鉄道王国 スイスの旅 

鉄道王国 スイスの旅 鉄道王国 スイスの旅
著者 櫻井 寛
発行 (株)世界文化社
定価 2,970円(税込み)

同タイトルでオリンパス・ギャラリーで写真展を開催されていた著者から署名入りのご著書を購入させていただいた。このボリュームとクオリティでこの値段は出血大サービスである。著者は日芸写真学科の先輩、さらに同じ木村惠一ゼミナール出身であられ、著者と同じく初めての被写体が鉄道やったワシには、鉄一本でしのいでこられた著者はまさに憧れの的であった。実際残り少ないカメラマン人生振り返ってみると、ワシも著者のようにもっと美しいもんを被写体に選ぶべきやったと後悔しきりである。本書の写真も目を見張る絶景の数々プラス鉄たちにはありがたーいデータ付きである。ワシの鉄道がらみの仕事というたら、事故が一番多く、次はそれに乗る生ぐさーい政治家や独裁者ばっか、そりゃあ著者のようなスイス政府観光局の協力なんか絶対得られないネタばっか。ちなみに著者はスイスの鉄道が一番好きというだけに20回以上訪問されたとのこと、ワシなんか1回だけや。しかも、張り込み、追っかけばっかで全然印象残ってない。しかし、さらーとこの写真を見られておられる読者の方、わしら撮る側からしたら、車内と外の風景といっしょのとこ撮ろうと思うたら、何度も車で往復したり、さらに絶景ポイントまで歩いてたどり着かなければならず、地図や時刻表、天気図などを読み解かなければならないうえ、体力、気力も必要であり、その美しさと裏腹に大変な苦労を伴うのである。想像していただきたい。一瞬で通り過ぎる列車と風景を記憶にとどめ、そのポイントを探し出し、列車を降りたら、重い機材を担ぎ、そこまでたどり着かなければならあにのである。雪深いアルプスの麓を。それでも、日本のような悪質な「撮り鉄」がスイスまでは全くやってこないので、それだけは気が楽と著者も言っていた。ちなみに発行元の世界文化社はワシも周りのカメラマン仲間に勧められライブラリーにポジ原稿を置いていたことがある。ライブラリーはうまくしのげばそれだけで結構なしのぎになったが、ワシはせいぜいお小遣い銭程度しかならず、それはそれでむずかしい世界であった。

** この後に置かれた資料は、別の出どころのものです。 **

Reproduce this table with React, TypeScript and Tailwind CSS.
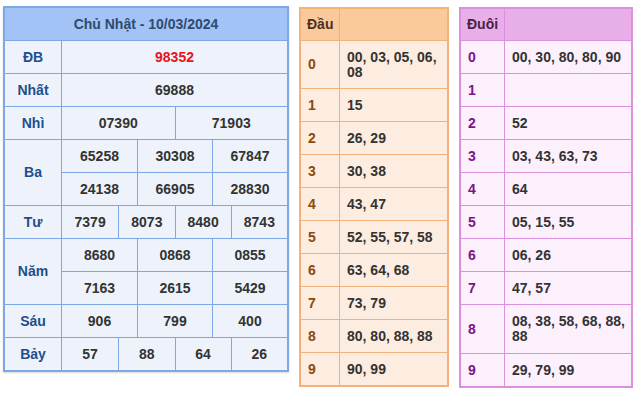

もう売れたのは南極や北朝鮮みたいな人がめったに行けんとこの写真ばっか。それでもその業界では世界文化にこの人ありと言われた女性編集者がおられ、その方のお眼鏡にかなうと、カレンダーや旅行パンフなど結構おいしいしのぎとなったが、ワシはそこまでには至らず、その方もすでに鬼籍にはいられ、先日お預けしてあった大量のポジが返却されてきた。今は当然デジタルの原稿となり、長い棚からポジを探し出すような光景を見ることもなくなり、隔絶の感がある。